DATA PROVIDED ::
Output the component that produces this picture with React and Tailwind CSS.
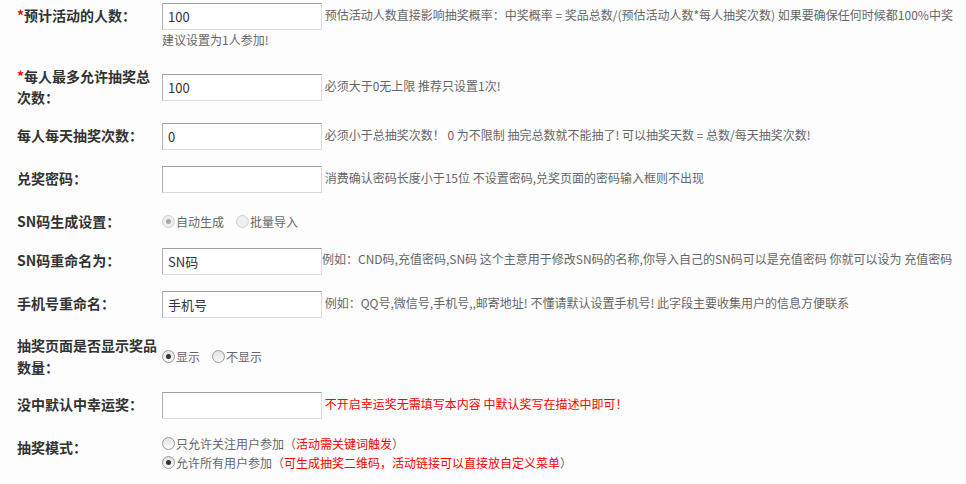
import React from 'react';
import clsx from 'clsx';

const font = { fontFamily: '"Noto Sans CJK SC", "Liberation Sans", sans-serif' };

const labelCls = "w-[145px] shrink-0 text-[14px] font-bold leading-[20px] text-[#333]";
const helpCls = "flex-1 text-[12px] leading-[20px] text-[#666]";
const inputCls = "inline-block align-middle h-[27px] w-[160px] border border-[#dcdcdc] border-t-[#a0a0a0] border-l-[#b0b0b0] bg-white px-[5px] text-[13px] text-[#333] outline-none";

const Star = () => <span className="text-[#f00]">*</span>;

const Radio = ({ checked, disabled }) => (
    <span
        className={clsx(
            "inline-flex h-[13px] w-[13px] shrink-0 items-center justify-center rounded-full border align-[-2px]",
            disabled ? "border-[#d0d0d0] bg-[#efefef]" : "border-[#9a9a9a] bg-linear-to-b from-[#e2e2e2] to-[#fafafa]"
        )}
    >
        {checked && <span className={clsx("h-[5px] w-[5px] rounded-full", disabled ? "bg-[#a8a8a8]" : "bg-[#333]")} />}
    </span>
);

const Row = ({ label, center, children, labelClass, className }) => (
    <div className={clsx("flex", center ? "items-center" : "items-start", className)}>
        <div className={clsx(labelCls, !center && "pt-[2px]", labelClass)}>{label}</div>
        <div className={helpCls}>{children}</div>
    </div>
);

export default function App() {
    return (
        <div style={font} className="min-h-screen bg-[#fdfdfd] pl-[17px] pt-[3px]">
            <div className="flex flex-col gap-[16px]">
                <Row label={<><Star />预计活动的人数：</>}>
                    <span className="whitespace-nowrap">
                        <input className={inputCls} defaultValue="100" />{' '}
                        预估活动人数直接影响抽奖概率：中奖概率 = 奖品总数/(预估活动人数*每人抽奖次数) 如果要确保任何时候都100%中奖
                    </span>
                    <br />
                    建议设置为1人参加!
                </Row>

                <Row
                    center
                    label={<><Star /><span>每人最多允许抽奖总</span><br /><span>次数：</span></>}
                    labelClass="leading-[21px]"
                >
                    <input className={inputCls} defaultValue="100" />{' '}
                    必须大于0无上限 推荐只设置1次!
                </Row>

                <Row label="每人每天抽奖次数：" className="-mt-[1px]">
                    <input className={inputCls} defaultValue="0" />{' '}
                    必须小于总抽奖次数！ 0 为不限制 抽完总数就不能抽了! 可以抽奖天数 = 总数/每天抽奖次数!
                </Row>

                <Row label="兑奖密码：">
                    <input className={inputCls} defaultValue="" />{' '}
                    消费确认密码长度小于15位 不设置密码,兑奖页面的密码输入框则不出现
                </Row>

                <Row label="SN码生成设置：">
                    <span className="inline-flex items-center">
                        <Radio checked disabled />
                        <span className="ml-[1px] mr-[12px]">自动生成</span>
                        <Radio disabled />
                        <span className="ml-[1px]">批量导入</span>
                    </span>
                </Row>

                <Row label="SN码重命名为：">
                    <span className="whitespace-nowrap">
                        <input className={inputCls} defaultValue="SN码" />
                        例如：CND码,充值密码,SN码 这个主意用于修改SN码的名称,你导入自己的SN码可以是充值密码 你就可以设为 充值密码
                    </span>
                </Row>

                <Row label="手机号重命名：">
                    <input className={inputCls} defaultValue="手机号" />{' '}
                    例如：QQ号,微信号,手机号,,邮寄地址! 不懂请默认设置手机号! 此字段主要收集用户的信息方便联系
                </Row>

                <Row
                    center
                    label={<><span>抽奖页面是否显示奖品</span><br /><span>数量：</span></>}
                    labelClass="leading-[22px]"
                    className="-mb-[2px]"
                >
                    <span className="inline-flex items-center">
                        <Radio checked />
                        <span className="ml-[1px] mr-[12px]">显示</span>
                        <Radio />
                        <span className="ml-[1px]">不显示</span>
                    </span>
                </Row>

                <Row label="没中默认中幸运奖：">
                    <input className={clsx(inputCls, "w-[141px]")} defaultValue="" />{' '}
                    <span className="text-[#f00]">不开启幸运奖无需填写本内容 中默认奖写在描述中即可！</span>
                </Row>

                <Row label="抽奖模式：">
                    <div className="-mt-[1px] flex flex-col leading-[19px]">
                        <span className="inline-flex items-center">
                            <Radio />
                            <span className="ml-[1px]">只允许关注用户参加（<span className="text-[#f00]">活动需关键词触发</span>）</span>
                        </span>
                        <span className="inline-flex items-center">
                            <Radio checked />
                            <span className="ml-[1px]">允许所有用户参加（<span className="text-[#f00]">可生成抽奖二维码，活动链接可以直接放自定义菜单</span>）</span>
                        </span>
                    </div>
                </Row>
            </div>
        </div>
    );
}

YOUR INSTRUCTIONS ::
Please reproduce the listing exactly from its opening line through the line that contains "const Star = ()", both included, with all pictures omitted.

EXERCISE RESULT ::
Output the component that produces this picture with React and Tailwind CSS.
import React from 'react';
import clsx from 'clsx';

const font = { fontFamily: '"Noto Sans CJK SC", "Liberation Sans", sans-serif' };

const labelCls = "w-[145px] shrink-0 text-[14px] font-bold leading-[20px] text-[#333]";
const helpCls = "flex-1 text-[12px] leading-[20px] text-[#666]";
const inputCls = "inline-block align-middle h-[27px] w-[160px] border border-[#dcdcdc] border-t-[#a0a0a0] border-l-[#b0b0b0] bg-white px-[5px] text-[13px] text-[#333] outline-none";

const Star = () => <span className="text-[#f00]">*</span>;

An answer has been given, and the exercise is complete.